UK's PM reshuffles cabinet for post-pandemic recovery

Britain's Prime Minister Boris Johnson leaves 10 Downing Street in central London on September 15, 2021, to take part in the weekly session of Prime Minister's Questions (PMQs) at the House of Commons. (Photo: AFP)

British Prime Minister Boris Johnson on Wednesday readied a fresh cabinet "to build back better from the pandemic" in a reshuffle that cast Foreign Secretary Dominic Raab's future into doubt.

Raab, who deputised as premier last April when Johnson was in intensive care with Covid-19, has faced sustained criticism for his handling of the Afghanistan crisis.

The spotlight was also on Education Secretary Gavin Williamson, who like Raab was notably absent from the government front bench of the House of Commons at Johnson's weekly question and answer session.
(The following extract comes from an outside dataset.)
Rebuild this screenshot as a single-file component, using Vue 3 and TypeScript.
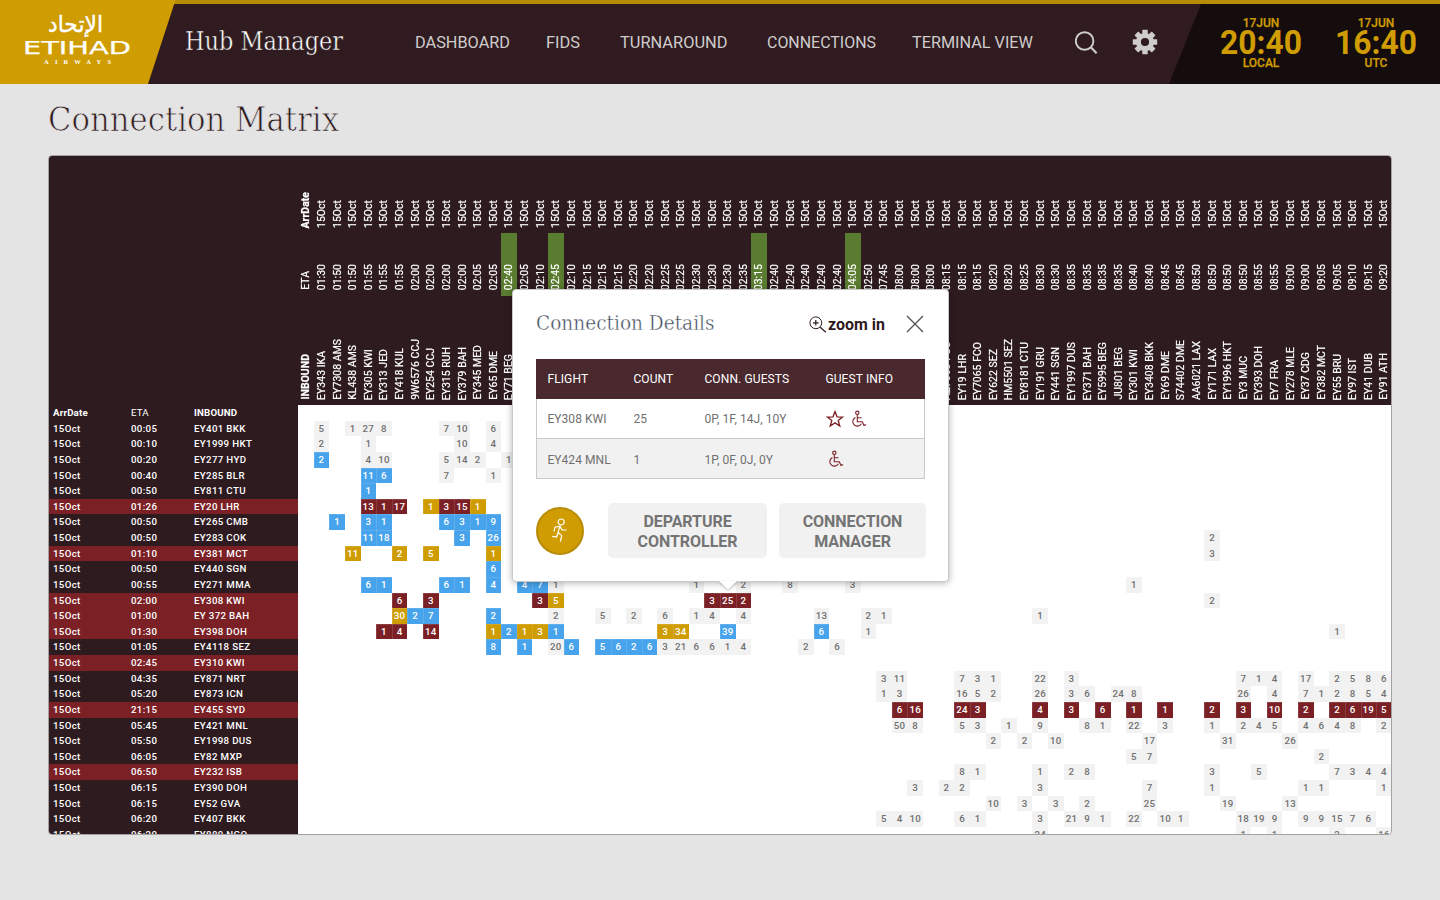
<script setup lang="ts">
import { h, type FunctionalComponent } from 'vue'

interface FitProps { text: string; w: number; size: number; base: number; height: number }

/* One line of text set to an exact measure */
const FitText: FunctionalComponent<FitProps> = (p) =>
  h('svg', { width: p.w, height: p.height, style: { overflow: 'visible', display: 'block' } }, [
    h('text', {
      x: 0, y: p.base, 'font-size': p.size, textLength: p.w, lengthAdjust: 'spacingAndGlyphs', fill: 'currentColor',
    }, p.text),
  ])
FitText.props = ['text', 'w', 'size', 'base', 'height']

const nav = [
  { text: 'DASHBOARD', w: 95, gap: 36 },
  { text: 'FIDS', w: 34, gap: 40 },
  { text: 'TURNAROUND', w: 107.5, gap: 39.5 },
  { text: 'CONNECTIONS', w: 109, gap: 36 },
  { text: 'TERMINAL VIEW', w: 121, gap: 0 },
]

const clocks = [
  { date: '17JUN', time: '20:40', zone: 'LOCAL' },
  { date: '17JUN', time: '16:40', zone: 'UTC' },
]

const etas = (
  '01:30 01:50 01:50 01:55 01:55 01:55 02:00 02:00 02:00 02:00 02:05 02:05 02:40* 02:05 02:10 02:45* ' +
  '02:10 02:15 02:15 02:15 02:20 02:20 02:25 02:25 02:30 02:30 02:30 02:35 03:15* 02:40 02:40 02:40 02:40 02:40 ' +
  '04:05* 02:50 07:45 08:00 08:00 08:00 08:15 08:15 08:15 08:20 08:20 08:25 08:30 08:30 08:35 08:35 08:35 08:35 ' +
  '08:40 08:40 08:45 08:45 08:50 08:50 08:50 08:50 08:55 08:55 09:00 09:00 09:05 09:05 09:10 09:15 09:20'
).split(' ')

const firstFlights = 'EY343 IKA,EY7308 AMS,KL438 AMS,EY305 KWI,EY313 JED,EY418 KUL,9W6576 CCJ,EY254 CCJ,EY315 RUH,EY379 BAH,EY345 MED,EY65 DME,EY71 BEG'.split(',')
const lastFlights = (
  'AZ7063 FCO,EY19 LHR,EY7065 FCO,EY622 SEZ,HM5501 SEZ,EY8181 CTU,EY191 GRU,EY441 SGN,EY1997 DUS,EY371 BAH,EY5995 BEG,' +
  'JU801 BEG,EY301 KWI,EY3408 BKK,EY69 DME,S74402 DME,AA6021 LAX,EY171 LAX,EY1996 HKT,EY3 MUC,EY393 DOH,EY7 FRA,' +
  'EY278 MLE,EY37 CDG,EY382 MCT,EY55 BRU,EY97 IST,EY41 DUB,EY91 ATH'
).split(',')

const columns = etas.map((eta, i) => ({
  eta: eta.replace('*', ''),
  flagged: eta.endsWith('*'),
  flight: i < 13 ? firstFlights[i] : i >= 40 ? lastFlights[i - 40] : '',
}))

/* time | flight | column:count with b = blue, r = red, y = gold; a leading ! flags the row */
const source = `00:05|EY401 BKK|0:5 2:1 3:27 4:8 8:7 9:10 11:6
00:10|EY1999 HKT|0:2 3:1 9:10 11:4
00:20|EY277 HYD|0:2b 3:4 4:10 8:5 9:14 10:2 12:1
00:40|EY285 BLR|3:11b 4:6b 8:7 11:1
00:50|EY811 CTU|3:1b
!01:26|EY20 LHR|3:13r 4:1r 5:17r 7:1y 8:3r 9:15r 10:1y
00:50|EY265 CMB|1:1b 3:3b 4:1b 8:6b 9:3b 10:1b 11:9b
00:50|EY283 COK|3:11b 4:18b 9:3b 11:26b 57:2
!01:10|EY381 MCT|2:11y 5:2y 7:5y 11:1y 57:3
00:50|EY440 SGN|11:6b
00:55|EY271 MMA|3:6b 4:1b 8:6b 9:1b 11:4b 13:4b 14:7b 15:1 24:1 27:2 30:8 34:3 52:1
!02:00|EY308 KWI|5:6r 7:3r 14:3r 15:5y 25:3r 26:25r 27:2r 57:2
!01:00|EY 372 BAH|5:30y 6:2b 7:7b 11:2b 15:2 18:5 20:2 22:6 24:1 25:4 27:4 32:13 35:2 36:1 46:1
!01:30|EY398 DOH|4:1r 5:4r 7:14r 11:1y 12:2b 13:1y 14:3y 15:1b 22:3y 23:34y 26:39b 32:6b 35:1 65:1
01:05|EY4118 SEZ|11:8b 13:1b 15:20 16:6b 18:5b 19:6b 20:2b 21:6b 22:3 23:21 24:6 25:6 26:1 27:4 31:2 33:6
!02:45|EY310 KWI|
04:35|EY871 NRT|36:3 37:11 41:7 42:3 43:1 46:22 48:3 59:7 60:1 61:4 63:17 65:2 66:5 67:8 68:6
05:20|EY873 ICN|36:1 37:3 41:16 42:5 43:2 46:26 48:3 49:6 51:24 52:8 59:26 61:4 63:7 64:1 65:2 66:8 67:5 68:4
!21:15|EY455 SYD|37:6r 38:16r 41:24r 42:3r 46:4r 48:3r 50:6r 52:1r 54:1r 57:2r 59:3r 61:10r 63:2r 65:2r 66:6r 67:19r 68:5r
05:45|EY421 MNL|37:50 38:8 41:5 42:3 44:1 46:9 49:8 50:1 52:22 54:3 57:1 59:2 60:4 61:5 63:4 64:6 65:4 66:8 68:2
05:50|EY1998 DUS|43:2 45:2 47:10 53:17 58:31 62:26
06:05|EY82 MXP|52:5 53:7 64:2
!06:50|EY232 ISB|41:8 42:1 46:1 48:2 49:8 57:3 60:5 65:7 66:3 67:4 68:4
06:15|EY390 DOH|38:3 40:2 41:2 46:3 53:7 57:1 63:1 64:1 68:1
06:15|EY52 GVA|43:10 45:3 47:3 49:2 53:25 58:19 62:13
06:20|EY407 BKK|36:5 37:4 38:10 41:6 42:1 46:3 48:21 49:9 50:1 52:22 54:10 55:1 59:18 60:19 61:9 63:9 64:9 65:15 66:7 67:6
06:20|EY889 NGO|46:24 59:1 61:1 65:2 68:16`

const rows = source.split('\n').map((line) => {
  const [time, flight, list] = line.split('|')
  return {
    late: time.startsWith('!'),
    eta: time.replace('!', ''),
    flight,
    cells: list.split(' ').filter(Boolean).map((c) => {
      const [col, val] = c.split(':')
      return { col: Number(col), n: parseInt(val), tone: /[bry]$/.test(val) ? val.slice(-1) : 'g' }
    }),
  }
})

const details = [
  { flight: 'EY308 KWI', count: 25, guests: '0P, 1F, 14J, 10Y', star: true },
  { flight: 'EY424 MNL', count: 1, guests: '1P, 0F, 0J, 0Y', star: false },
]
</script>

<template>
  <div class="page">
    <header class="top">
      <div class="logo">
        <svg width="176" height="84" viewBox="0 0 176 84">
          <path d="M0 0H175.5L148 84H0Z" fill="#cf9c02" />
          <g fill="#fff">
            <text class="arabic" x="48" y="31.5" textLength="55" lengthAdjust="spacingAndGlyphs">الإتحاد</text>
            <text class="wordmark" x="23" y="54.3" textLength="108" lengthAdjust="spacingAndGlyphs">ETIHAD</text>
            <text class="sub" x="44" y="64" textLength="67">AIRWAYS</text>
          </g>
        </svg>
      </div>
      <FitText class="slab product" text="Hub Manager" :w="158" :size="25.5" :base="50" :height="84" />
      <nav class="nav">
        <FitText v-for="n in nav" :key="n.text" class="navitem" :text="n.text" :w="n.w" :size="16.8" :base="48" :height="84" :style="{ marginRight: n.gap + 'px' }" />
      </nav>
      <svg class="search" width="24" height="24" viewBox="0 0 24 24" fill="none" stroke="#cfcccc" stroke-width="1.9">
        <circle cx="9.6" cy="10" r="8.8" /><path d="M15.6 16l6 6.2" stroke-width="2.1" />
      </svg>
      <svg class="gear" width="26" height="26" viewBox="-13 -13 26 26">
        <g fill="#cfcccc">
          <rect v-for="a in 8" :key="a" x="-2.7" y="-12.2" width="5.4" height="6" rx=".5" :transform="`rotate(${a * 45})`" />
        </g>
        <circle r="6.6" fill="none" stroke="#cfcccc" stroke-width="5" />
      </svg>
      <div class="clocks">
        <div v-for="c in clocks" :key="c.zone" class="clock">
          <span class="small">{{ c.date }}</span>
          <FitText class="time" :text="c.time" :w="82" :size="32.5" :base="24" :height="26" />
          <span class="small">{{ c.zone }}</span>
        </div>
      </div>
    </header>

    <FitText class="slab title" text="Connection Matrix" :w="291" :size="33" :base="47" :height="71" />

    <main class="card">
      <section class="heads">
        <div class="vcol bold">
          <div class="v date"><span>ArrDate</span></div>
          <div class="v eta"><span class="plain">ETA</span></div>
          <div class="v inb"><span>INBOUND</span></div>
        </div>
        <div v-for="(c, i) in columns" :key="i" class="vcol">
          <div class="v date"><span>15Oct</span></div>
          <div class="v eta" :class="{ flagged: c.flagged }"><span>{{ c.eta }}</span></div>
          <div class="v inb"><span>{{ c.flight }}</span></div>
        </div>
      </section>
      <section class="body">
        <div class="row">
          <div class="side head"><b>ArrDate</b><span>ETA</span><b>INBOUND</b></div>
        </div>
        <div v-for="(r, i) in rows" :key="i" class="row">
          <div class="side" :class="{ late: r.late }"><span>15Oct</span><span>{{ r.eta }}</span><span>{{ r.flight }}</span></div>
          <div class="cells">
            <span v-for="c in r.cells" :key="c.col" class="cell" :class="c.tone" :style="{ gridColumn: c.col + 2 }">{{ c.n }}</span>
          </div>
        </div>
      </section>
    </main>

    <div class="modal">
      <div class="mhead">
        <FitText class="slab mtitle" text="Connection Details" :w="178.5" :size="20.5" :base="20" :height="28" />
        <svg class="mag" width="18" height="18" viewBox="0 0 18 18" fill="none" stroke="#2e1a1e" stroke-width="1">
          <circle cx="6.8" cy="6.8" r="5.9" /><path d="M11.2 11.2l5.6 5M6.8 4v5.6M4 6.8h5.6" stroke-width="1.2" />
        </svg>
        <FitText class="zoomin" text="zoom in" :w="57" :size="16" :base="20" :height="28" />
        <svg class="close" width="18" height="18" viewBox="0 0 18 18" stroke="#555" stroke-width="1.4"><path d="M1 1l16 16M17 1L1 17" /></svg>
      </div>
      <div class="mtable">
        <div class="mrow mth"><span>FLIGHT</span><span>COUNT</span><span>CONN. GUESTS</span><span>GUEST INFO</span></div>
        <div v-for="d in details" :key="d.flight" class="mrow">
          <span>{{ d.flight }}</span><span>{{ d.count }}</span><span>{{ d.guests }}</span>
          <span class="icons" :class="{ solo: !d.star }">
            <svg v-if="d.star" width="18" height="18" viewBox="0 0 18 18" fill="none" stroke="#7b2024" stroke-width="1.3">
              <path d="M9 1.6l2 5.2 5.6.2-4.4 3.5 1.6 5.6L9 12.9l-4.8 3.2 1.6-5.6L1.4 7l5.6-.2z" />
            </svg>
            <svg width="16" height="18" viewBox="0 0 16 18" fill="none" stroke="#7b2024" stroke-width="1.1">
              <circle cx="6.3" cy="2.8" r="1.7" />
              <path d="M6.3 4.6v7.2h5l1.7 3.6 2.1-1M6.3 7.8h4.2M4.4 7.4a4.6 4.6 0 1 0 6 6.4" />
            </svg>
          </span>
        </div>
      </div>
      <div class="actions">
        <div class="run">
          <svg width="18" height="26" viewBox="0 0 18 26" fill="none" stroke="#fff" stroke-width="1.2">
            <circle cx="10.2" cy="4" r="3" />
            <path d="M3 13.5l1-4.3 5-1 2 3.6 4.5.2M8.8 8.2l-1.7 6.2 3.6 3.2-1.3 6M7.1 14.4L5.6 19l-4.4-.6" />
          </svg>
        </div>
        <button class="b1">DEPARTURE<br>CONTROLLER</button>
        <button class="b2">CONNECTION<br>MANAGER</button>
      </div>
      <svg class="tip" width="20" height="10" viewBox="0 0 20 10"><path d="M1 0h18l-9 8.8z" fill="#fff" /></svg>
    </div>
  </div>
</template>

<style>
body { margin: 0; background: #e4e4e4; }
</style>

<style scoped>
.page { position: relative; width: 1440px; height: 900px; overflow: hidden; background: #e4e4e4; font-family: Roboto, "Liberation Sans", sans-serif; }
.top { display: flex; height: 84px; background: linear-gradient(#b98c07 4px, #2f1b20 4px); }
.logo { width: 184.5px; flex: none; }
.logo svg { display: block; }
.arabic { font: 23px "DejaVu Sans", sans-serif; stroke: #fff; stroke-width: .4px; }
.wordmark { font: 17.8px "DejaVu Sans", sans-serif; stroke: #fff; stroke-width: .25px; }
.sub { font: bold 6.5px "Liberation Serif", serif; }
.slab { font-family: "DejaVu Serif Condensed", "DejaVu Serif", serif; font-stretch: condensed; flex: none; }
.product { color: #fff; stroke: #2f1b20; stroke-width: .45px; }
.nav { display: flex; margin-left: 72.5px; color: #cfcccc; width: 618px; flex: none; }
.navitem { flex: none; }
.search { margin: 31px 0 0 42px; flex: none; }
.gear { margin: 29px 0 0 33px; flex: none; }
.clocks { margin: 4px 0 0 auto; width: 271px; flex: none; height: 80px; background: #150c0d; clip-path: polygon(32px 0, 100% 0, 100% 100%, 0 100%); color: #cf9c02; display: flex; font-weight: 700; }
.clock { width: 82px; display: flex; flex-direction: column; align-items: center; margin: 13px 0 0 51px; }
.clock + .clock { margin-left: 33px; }
.small { font-size: 12px; font-weight: 500; line-height: 13px; height: 13px; -webkit-text-stroke: .25px #cf9c02; }
.time { margin-bottom: 1px; }
.title { margin-left: 48px; color: #2f1b20; stroke: #e4e4e4; stroke-width: .75px; }

.card { box-sizing: border-box; margin-left: 48px; width: 1344px; height: 680px; border: 1px solid #a3a1a1; border-radius: 4px; overflow: hidden; background: #fff; }
.heads { display: flex; height: 249px; padding-left: 249px; background: #2e1b1f; color: #fff; font-size: 10.4px; letter-spacing: .06px; width: 1100px; }
.vcol { width: 15.63px; flex: none; }
.bold { font-weight: 700; }
.plain { font-weight: 400; }
.v { display: flex; align-items: flex-end; justify-content: center; box-sizing: border-box; padding-bottom: 5px; }
.v span { writing-mode: vertical-rl; transform: rotate(180deg); line-height: 15px; white-space: nowrap; -webkit-text-stroke: .2px #fff; }
.date { height: 77px; }
.eta { height: 62.5px; padding-bottom: 5.5px; }
.inb { height: 109.5px; }
.flagged { background: #5a7c30; }
.body { font-size: 9.7px; font-weight: 500; }
.row { display: flex; height: 15.63px; }
.side { width: 249px; flex: none; box-sizing: border-box; padding-left: 4px; display: grid; grid-template-columns: 78px 63px 1fr; background: #2e1b1f; color: #fff; line-height: 15.6px; letter-spacing: .34px; }
.side.late { background: #7b2126; }
.side b { font-weight: 700; }
.head { letter-spacing: .18px; }
.head span { font-weight: 400; }
.cells { display: grid; grid-template-columns: repeat(70, 15.63px); grid-template-rows: 15.63px; width: 1093px; overflow: hidden; }
.cell { text-align: center; line-height: 15.6px; color: #fff; letter-spacing: .2px; box-shadow: inset .5px .5px rgba(255, 255, 255, .25); }
.g { background: #f2f2f2; color: #707070; }
.b { background: #47a3eb; }
.r { background: #7b2126; }
.y { background: #cf9c02; }

.modal { position: absolute; left: 512px; top: 289px; width: 437px; height: 293px; box-sizing: border-box; padding: 0 22px 0 23px; background: #fff; border: 1px solid #c9c9c9; border-radius: 4px; box-shadow: 0 1px 7px rgba(0, 0, 0, .3); }
.mhead { display: flex; height: 69px; padding-top: 20px; box-sizing: border-box; }
.mtitle { color: #3e4a58; stroke: #fff; stroke-width: .4px; }
.mag { margin: 6px 0 0 94.5px; }
.zoomin { margin-left: 1px; font-weight: 700; color: #2e1a1e; }
.close { margin: 5px 0 0 21px; }
.mtable { width: 389px; height: 120px; box-sizing: border-box; border: 1px solid #c9c9c9; border-top: 0; font-size: 12px; color: #707070; }
.mrow { display: grid; grid-template-columns: 86px 71px 121px 1fr; padding-left: 10.4px; line-height: 41px; height: 39px; letter-spacing: .06px; }
.mth { background: #49282e; color: #fff; margin: 0 -1px; padding-left: 11.4px; height: 40px; line-height: 41px; letter-spacing: .12px; }
.mrow:last-child { background: #f1f1f1; border-top: 1px solid #c9c9c9; line-height: 42px; }
.icons { display: flex; align-items: center; gap: 7px; height: 40px; padding-left: .6px; }
.icons.solo { padding-left: 3px; }
.actions { display: flex; margin-top: 24px; }
.run { width: 48px; height: 48px; box-sizing: border-box; border: 2px solid #b98c07; border-radius: 50%; background: #cf9c02; margin-top: 4px; display: flex; align-items: center; justify-content: center; }
button { border: 0; border-radius: 5px; background: #f1f1f1; color: #747474; font: 700 16px/20px Roboto, sans-serif; letter-spacing: -.05px; height: 55px; padding: 2px 0 0; }
.b1 { width: 159px; margin-left: 24px; }
.b2 { width: 147px; margin-left: 12px; }
.tip { position: absolute; left: 205px; top: 291px; filter: drop-shadow(0 1px 1px rgba(0, 0, 0, .25)); }
</style>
The gaffe-prone Williamson was the first minister to indicate he was out of a job, tweeting that it had been a "privilege" to serve in his role since 2019 when Johnson took office on a vow to "get Brexit done".

Now that Britain has formally left the European Union after a years-long divorce, the Conservative government has been battling to tame one of the world's highest per capita death tolls from the pandemic.

Johnson on Tuesday outlined a plan to restore restrictions if needed, to avert fresh crisis for the state-run National Health Service heading into what could be a difficult winter with hospitalisations rising again.

After days of speculation, a Downing Street source confirmed the reshuffle was happening, saying Johnson would "put in place a strong and united team to build back better from the pandemic".

"The PM will be appointing ministers this afternoon with a focus on uniting and levelling up the whole country," the source added.

Vacationing as Kabul fell

Raab was on holiday on a Greek island as the government scrambled to evacuate British nationals and Afghan staff as the Taliban advanced and seized power last month.

Trade Secretary Liz Truss, who has brokered a series of deals since Britain's full exit from the EU in January, has been tipped to replace Raab.

Williamson meanwhile has faced a barrage of complaints about his handling of school closures, examination arrangements and university admissions during the coronavirus emergency.

Brexit point man Michael Gove has been suggested as a replacement for Home Secretary Priti Patel, another arch Brexiteer who has been under pressure due to a surge in migrant crossings from France, along with bullying claims.

However, Patel sat alongside Johnson in the Commons on Wednesday, suggesting she may be safe.

Finance minister Rishi Sunak was another flanking the prime minister, having emerged as a Conservative darling during the pandemic.

But Justice Secretary Robert Buckland and Housing Secretary Robert Jenrick confirmed on Twitter that they were on the way out.

"On to the next adventure," Buckland said.

As Johnson met with colleagues in his office inside the Commons, away from the public glare of 10 Downing Street, his official spokesman said the premier understood "the importance of having a diverse cabinet".

But the spokesman would not guarantee that female representation in the ministerial team would be maintained at its current high level.

Political strategist Dominic Cummings, the Brexit mastermind who fell out with Johnson last year, branded the shake-up the "Carrie reshuffle", suggesting that allies of the prime minister's wife will be rewarded.

The Downing Street spokesman denied this.